O self-made man brasileiro e o ódio espontâneo

Por Igor Vitorino da Silva

Algo pode explicar esse ódio espontâneo que aflora no país em relação às políticas públicas de proteção social e à regulação estatal. Mais do que resultado de avança dos valores liberais e neoliberais, este parece fruto de uma grande ideia que atravessou o país, nas distintas classes sociais que formam a vida social brasileira:  a ideia do “se fazer sozinho” ou “ter o caminho próprio”. 

Não estar à sombra de ninguém é valor que os brasileiros compartilham  advindo da experiência da escravidão. Entretanto, aquele ganha sentido e força no contexto de reorganização da sociedade brasileira e das novas formas de gestão do trabalho diante da internacionalização da economia brasileira. 
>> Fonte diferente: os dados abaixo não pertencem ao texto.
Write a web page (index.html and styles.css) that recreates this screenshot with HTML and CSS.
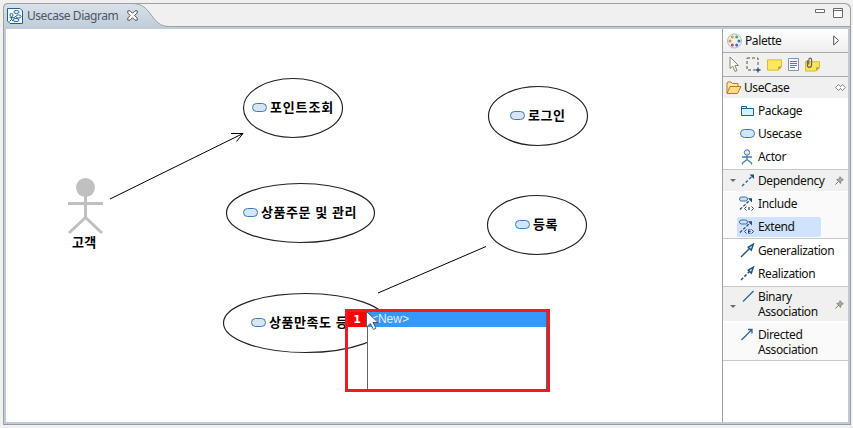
FILE: index.html
```html
<!DOCTYPE html>
<html lang="ko">
<head>
<meta charset="utf-8">
<title>Usecase Diagram</title>
<link rel="stylesheet" href="styles.css">
</head>
<body>
<svg class="defs" width="0" height="0">
  <defs>
    <symbol id="usecase" viewBox="0 0 15 9"><rect x=".5" y=".5" width="14" height="8" rx="4" fill="#d6e5f3" stroke="#3a7bb5"/></symbol>
    <symbol id="pin" viewBox="0 0 9 9"><path d="M5 .7 8.3 4 7.2 4.2 5.8 5.7 5.6 7.4 1.7 3.5 3.3 3.2 4.8 1.8Z" fill="#aaa89e" stroke="#77756c" stroke-width=".8"/><path d="M3.4 5.5.4 8.6" stroke="#77756c"/></symbol>
    <symbol id="dep" viewBox="0 0 15 15"><path d="M1 13 11 3.5" stroke="#2d6391" stroke-width="1.4" stroke-dasharray="3 2"/><path d="M8.5 1.5H13V6Z" fill="#1f4e79"/></symbol>
    <symbol id="open-arrow" viewBox="0 0 15 15"><path d="M8.3 4.2 13.3 1.2 11.3 7.2 9.5 5.4Z" fill="#e2edf6" stroke="#1f5685" stroke-width="1.5"/></symbol>
    <symbol id="rel" viewBox="0 0 16 16"><rect x="1.5" y="1" width="8" height="4" rx="2" fill="#cfe0f0" stroke="#3a71a4"/><path d="M2 13.5 12 4" stroke="#23476d" stroke-width="1.2" stroke-dasharray="3 1.5"/><path d="M10 2.3H14V6.5Z" fill="#23476d"/><path d="M8.5 10.5 6.5 12.5 8.5 14.5M13.5 10.5 15.5 12.5 13.5 14.5" fill="none" stroke="#23476d"/></symbol>
  </defs>
</svg>
<div class="editor">
  <header class="tabbar">
    <svg class="tab-shape" width="170" height="26" viewBox="0 0 170 26">
      <defs><linearGradient id="tabfill" x2="0" y2="1"><stop stop-color="#dae2ea"/><stop offset="1" stop-color="#bdcbda"/></linearGradient></defs>
      <path d="M0 26V5.5Q0 .5 5 .5H129C150 .5 147 23.5 166 23.5H170V26Z" fill="url(#tabfill)"/>
      <path d="M.5 26V5.5Q.5 .5 5.5 .5H129C150 .5 147 23.5 166 23.5H170" fill="none" stroke="#a0a0a0"/>
    </svg>
    <div class="tab">
      <svg width="16" height="16" viewBox="0 0 16 16"><path d="M.5.5H13L15.5 3V15.5H3L.5 13Z" fill="#fff" stroke="#1e6395"/><g fill="#e6f1fa" stroke="#28689c"><ellipse cx="9.5" cy="4" rx="2.6" ry="1.6"/><ellipse cx="11.5" cy="8.5" rx="2.6" ry="1.6"/><ellipse cx="9" cy="12" rx="3" ry="1.6"/><circle cx="4.5" cy="7" r="1.6"/></g><path d="M4.5 9V11.5L2.5 13.5M4.5 11.5 6 13M2.5 9.7H7L9 8" fill="none" stroke="#28689c"/></svg>
      <span class="tab-title">Usecase Diagram</span>
      <svg class="close" width="11" height="11" viewBox="0 0 11 11"><path d="M.8.8H3L5.5 3.3 8 .8H10.2V3L7.7 5.5 10.2 8V10.2H8L5.5 7.7 3 10.2H.8V8L3.3 5.5.8 3Z" fill="#fff" stroke="#555"/></svg>
    </div>
    <svg class="winbtns" width="29" height="11" viewBox="0 0 29 11"><path d="M.5 1.5H9.5V4.5H.5Z" fill="#fff" stroke="#6b6b6b"/><path d="M18.5 .5H27.5V9.5H18.5ZM18 2.5H28" fill="#fff" stroke="#6b6b6b"/></svg>
  </header>
  <div class="body">
    <main class="canvas">
      <svg class="shapes" width="716" height="393" viewBox="6 29 716 393" fill="none" stroke="#000">
        <g stroke-width="1.15" stroke="#222">
          <ellipse cx="293" cy="108" rx="49.5" ry="29.5"/>
          <ellipse cx="300.5" cy="213" rx="74" ry="29.5"/>
          <ellipse cx="305.5" cy="323" rx="82" ry="29.5"/>
          <ellipse cx="538" cy="116" rx="49.5" ry="29.5"/>
          <ellipse cx="537" cy="225" rx="49.5" ry="29.5"/>
        </g>
        <path d="M110 199 243 133.5M231 133.5H243L236.5 141.5M378 293 486 246.500"/>
        <circle cx="85.500" cy="187.500" r="9.5" fill="#c0c0c0" stroke="none"/>
        <path d="M85.500 196V218M68 203.500H103M69 233 85.500 217.500 102 233" stroke="#c0c0c0" stroke-width="3"/>
      </svg>
      <div class="actor-name">고객</div>
      <div class="node point"><svg><use href="#usecase"/></svg><span>포인트조회</span></div>
      <div class="node order"><svg><use href="#usecase"/></svg><span>상품주문 및 관리</span></div>
      <div class="node satis"><svg><use href="#usecase"/></svg><span>상품만족도 등</span></div>
      <div class="node login"><svg><use href="#usecase"/></svg><span>로그인</span></div>
      <div class="node regist"><svg><use href="#usecase"/></svg><span>등록</span></div>
      <div class="popup">
        <div class="badge">1</div>
        <div class="list"><div class="option">&lt;New&gt;</div></div>
        <svg class="cursor" width="14" height="20" viewBox="0 0 14 20"><path d="M.5.5V16L4.300 12.500 7.500 18.500 10 17.200 7 11.500H12Z" fill="#fff" stroke="#333d4c" stroke-width=".8"/></svg>
      </div>
    </main>
    <aside class="palette">
      <div class="pal-head">
        <svg width="16" height="16" viewBox="0 0 16 16"><circle cx="7.500" cy="8" r="7" fill="#eaf1fa" stroke="#aab9cf"/><circle cx="5.300" cy="4" r="1.500" fill="#d8a526"/><circle cx="9.700" cy="4" r="1.500" fill="#54a838"/><circle cx="12" cy="8" r="1.500" fill="#2777c4"/><circle cx="9.700" cy="12" r="1.500" fill="#6950b1"/><circle cx="5.300" cy="12" r="1.500" fill="#d34141"/><circle cx="3" cy="8" r="1.500" fill="#f28a1c"/></svg>
        <span class="grow">Palette</span>
        <svg width="7" height="11" viewBox="0 0 7 11"><path d="M.7 1V10L5.700 5.500Z" fill="#fff" stroke="#555"/></svg>
      </div>
      <div class="tools">
        <svg width="11" height="17" viewBox="0 0 11 17"><path d="M1 1V12.500L3.800 10.200 6 15.500 8 14.600 5.900 9.500H9.500Z" fill="#fffff0" stroke="#85857a"/></svg>
        <svg width="15" height="16" viewBox="0 0 15 16"><path d="M1 1H12V13H1Z" fill="none" stroke="#54542e" stroke-dasharray="3 2"/><path d="M9 10H15V16H9Z" fill="#f0f0f0"/><path d="M9.500 13H14.500M12 10.500V15.500" stroke="#224a80" stroke-width="1.300"/></svg>
        <svg width="15" height="12" viewBox="0 0 16 12"><path d="M.5.5H15.500V8L12 11.500H.5Z" fill="#fbe765" stroke="#d6b62c"/><path d="M15.500 7.500H12V11.500Z" fill="#c5981b"/></svg>
        <svg width="11" height="13" viewBox="0 0 11 13"><path d="M.5.5H10.500V12.500H.5Z" fill="#f6f9ff" stroke="#8d91a0"/><path d="M2 3.500H9M2 5.500H9M2 7.500H9M2 9.500H7" stroke="#5577bd"/></svg>
        <svg width="15" height="15" viewBox="0 0 16 15"><path d="M.5 4.500H15.500V11L12 14.500H.5Z" fill="#fbe25b" stroke="#d6b62c"/><path d="M15.500 10.500H12V14.500Z" fill="#c5981b"/><path d="M2.500 3V8Q2.500 10.500 4.700 10.500T7 8V3Q7 .7 5.500 .7T4 3V7.500" fill="none" stroke="#63604b" stroke-width="1.200"/></svg>
      </div>
      <div class="usecase-head">
        <svg width="16" height="13" viewBox="0 0 16 13"><path d="M1 12V2L2 1H5L6.500 2.500H12V5" fill="#ffe9a8" stroke="#b87828"/><path d="M1 12.500 4 5.500H15L11.500 12.500Z" fill="#ffdc87" stroke="#b87828"/></svg>
        <span class="grow">UseCase</span>
        <svg width="11" height="7" viewBox="0 0 11 7"><path d="M3.500 .5.700 3.500 3.500 6.500 5.500 4.300 7.500 6.500 10.300 3.500 7.500.5 5.500 2.700Z" fill="#fff" stroke="#666" stroke-width=".8"/></svg>
      </div>
      <ul class="items first">
        <li><svg width="15" height="15" viewBox="0 0 15 15"><path d="M1.500 3.500H6.500V5.500H13.500V12.500H1.500ZM1.500 5.500H7" fill="#dcedf8" stroke="#1c638f"/></svg>Package</li>
        <li><svg width="15" height="9"><use href="#usecase"/></svg>Usecase</li>
        <li><svg width="15" height="16" viewBox="0 0 15 16"><circle cx="7" cy="3.500" r="2.700" fill="#dce9f4" stroke="#4a7ba7"/><path d="M7 6.500V10.500M2 8H12M2.500 15.500V14L7 10.500 11.500 14V15.500" fill="none" stroke="#4a7ba7" stroke-width="1.300"/></svg>Actor</li>
      </ul>
      <div class="stack dep-head">
        <i class="caret"></i><svg width="15" height="15"><use href="#dep"/></svg><span class="grow">Dependency</span><svg width="9" height="9"><use href="#pin"/></svg>
      </div>
      <ul class="items sub">
        <li><span class="pick"><svg width="16" height="16"><use href="#rel"/><path d="M11 11V14" stroke="#23476d" stroke-width="1.200"/></svg>Include</span></li>
        <li><span class="pick on"><svg width="16" height="16"><use href="#rel"/><path d="M12.500 10.800H10.500V14.200H12.500M10.500 12.500H12.500" fill="none" stroke="#23476d"/></svg>Extend</span></li>
      </ul>
      <ul class="items pair">
        <li><svg width="15" height="15"><path d="M1 14 9.500 5.500" stroke="#1f5685" stroke-width="1.400"/><use href="#open-arrow"/></svg>Generalization</li>
        <li><svg width="15" height="15"><path d="M1 14 9.500 5.500" stroke="#1f5685" stroke-width="1.500" stroke-dasharray="3 1.800"/><use href="#open-arrow"/></svg>Realization</li>
      </ul>
      <div class="stack bin-head">
        <i class="caret"></i><svg class="raise" width="15" height="15"><path d="M2 12.500 12.500 2" stroke="#2d6391" stroke-width="1.300"/></svg><span class="grow">Binary<br>Association</span><svg width="9" height="9"><use href="#pin"/></svg>
      </div>
      <div class="directed">
        <svg class="raise" width="15" height="15"><path d="M1.500 13 12 2.500M8 2.500H12V6.500" fill="none" stroke="#2d6391" stroke-width="1.300"/></svg><span>Directed<br>Association</span>
      </div>
    </aside>
  </div>
</div>
</body>
</html>
```
FILE: styles.css
```css
* { box-sizing: border-box; }
body { margin: 0; padding: 3px 2px 3px 3px; width: 853px; height: 428px; background: #f0f0f0; font: 12px/15px "Noto Sans", "Noto Sans CJK KR", sans-serif; color: #111; overflow: hidden; }
svg { display: block; flex: none; }
.defs { position: absolute; }
.editor { width: 848px; height: 422px; border: 1px solid #a0a0a0; border-bottom-color: #999; border-radius: 5px 6px 0 0; background: #bdcbda; }
.tabbar { position: relative; display: flex; height: 23px; justify-content: space-between; background: #f0f0f0; border-bottom: 1px solid #a0a0a0; border-radius: 5px 6px 0 0; }
.tab-shape { position: absolute; left: -1px; top: -1px; }
.tab { position: relative; display: flex; align-items: center; height: 22px; padding: 1px 0 0 3px; color: #4e5763; }
.tab-title { margin-left: 4px; width: 92px; letter-spacing: -.45px; white-space: nowrap; }
.close { margin-left: 8px; }
.winbtns { margin: 4px 6px 0 0; }
.body { display: flex; margin: 2px 1px 0 2px; width: 842px; height: 393px; background: #fff; }
.canvas { position: relative; width: 716px; flex: none; background: #fff; }
.shapes { position: absolute; left: 0; top: 0; }
.node { position: absolute; display: flex; align-items: center; gap: 3px; height: 16px; font: bold 13px/16px "Noto Sans CJK KR", sans-serif; color: #000; white-space: nowrap; letter-spacing: .55px; }
.node svg { width: 15px; height: 9px; margin-top: 1px; }
.point { left: 246px; top: 70px; letter-spacing: .85px; }
.order { left: 237px; top: 175px; }
.satis { left: 245px; top: 285px; }
.login { left: 504px; top: 78px; }
.regist { left: 509px; top: 187px; }
.actor-name { position: absolute; left: 66px; top: 205px; font: bold 13px/16px "Noto Sans CJK KR", sans-serif; color: #000; letter-spacing: .3px; }
.popup { position: absolute; left: 339px; top: 280px; width: 205px; height: 83px; border: 3px solid #ed1c24; display: flex; }
.badge { width: 18px; height: 15px; background: #f00; color: #fff; text-align: center; font: bold 11px/15px "DejaVu Sans", sans-serif; }
.list { width: 181px; background: #fff; border: solid #646464; border-width: 0 1px; margin-left: 1px; }
.option { height: 15px; margin-left: -1px; padding-left: 4px; background: #39f; color: #e5efff; font: 12px/15px "Liberation Sans", sans-serif; }
.cursor { position: absolute; left: 18px; top: -1px; }
.palette { width: 126px; border-left: 1px solid #a0a0a0; display: flex; flex-direction: column; background: #fff; letter-spacing: -.4px; }
.pal-head { display: flex; align-items: center; height: 24px; padding: 0 8px 0 4px; gap: 2px; background: linear-gradient(#fff, #eee); border-bottom: 1px solid #aaa; }
.grow { flex: 1; }
.tools { display: flex; align-items: center; gap: 6px; height: 24px; padding-left: 6px; background: #f0f0f0; border-bottom: 1px solid #aaa; }
.usecase-head { display: flex; align-items: center; height: 21px; padding: 0 2px 0 3px; gap: 2px; background: #f0f0f0; }
.items { list-style: none; margin: 0; padding: 0; }
.items li { display: flex; align-items: center; height: 23px; gap: 3px; padding-left: 17px; }
.items.first { height: 71px; padding-top: 1px; }
.stack { display: flex; align-items: center; border-top: 1px solid #c8c8c8; background: #f0f0f0; padding: 0 4px 0 7px; }
.caret { border: 3px solid transparent; border-top-color: #6c6c6c; border-bottom: 0; margin-right: 5px; }
.stack .grow { margin-left: 2px; }
.dep-head { height: 22px; padding-bottom: 1px; }
.items.sub { margin-top: 1px; height: 47px; background: #fafafa; border-bottom: 1px solid #c8c8c8; }
.items.sub li { padding-left: 14px; }
.pick { display: flex; align-items: center; gap: 4px; height: 20px; width: 84px; padding-left: 1px; border-radius: 2px; }
.on { background: #cfe3fc; }
.items.pair { height: 47px; }
.bin-head { height: 35px; }
.raise { margin-bottom: 15px; }
.bin-head .caret { margin-top: 4px; }
.directed { display: flex; align-items: center; gap: 3px; height: 38px; margin-top: 2px; padding-left: 17px; background: #fafafa; border-bottom: 1px solid #c8c8c8; }
```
Com isso, a ideia do “espirito empreendedor”, ser dono do seu próprio negócio tornou-se um valor social em que os diversos indivíduos colocam a construir seu sonho de autonomia e independência. E nesse caminho próprio os grandes inimigos, lidos imediatamente no plano da sobrevivência dos seus projetos de vida, são o Estado e os políticos materializados na ideia de impostos, da corrupção e da inoperância das políticas públicas. 

Tal experiência da conquista de “autonomia e do próprio caminho” abre um ódio imediato àqueles que são compreendidos como adversários primordiais da emergência do self-mande man brasileiro: o Estado e os políticos, compreendidos como máquinas produtoras de dependências e bloqueio ao empreendedorismo e crescimento do país. 

Sentindo-se solitários na luta pela construção de um novo país,  esses homens e mulheres, reconhecendo-se abandonados e colocados em condições de ultraje, especialmente diante do avanço da crise econômica, abrem-se num ativismo social e político marcadamente emocional e violento que tem como centro a recusa do poder público e das políticas públicas, estas entendidas quase sempre como espaço de produção de “preguiça social e do mau uso dos recursos públicos”. 

Assim, esse ódio espontâneo, ou desprezo pelas virtudes públicas, nasce não da simples ausência de humanidade e/ou do mergulho no individualismo ou egoísmo social, mas da experiência de reconhecer-se sozinho e desamparado na luta para se tornar um self-made man.

A cpnjtificação [expansão de pessoas jurídicas enquanto estratégia de burla das Leis e direitos trabalhistas] da vida social brasileira, a expansão do “eu empresa” impõe aos brasileiros responsabilização e culpabilização do seu sucesso profissional e individual nos quais estes não enxergam o poder público e os políticos como aliados e parceiros.

Igor Vitorino da Silva. Professor de História formado pela UFES e mestre em História pela PGHIS/UFPR.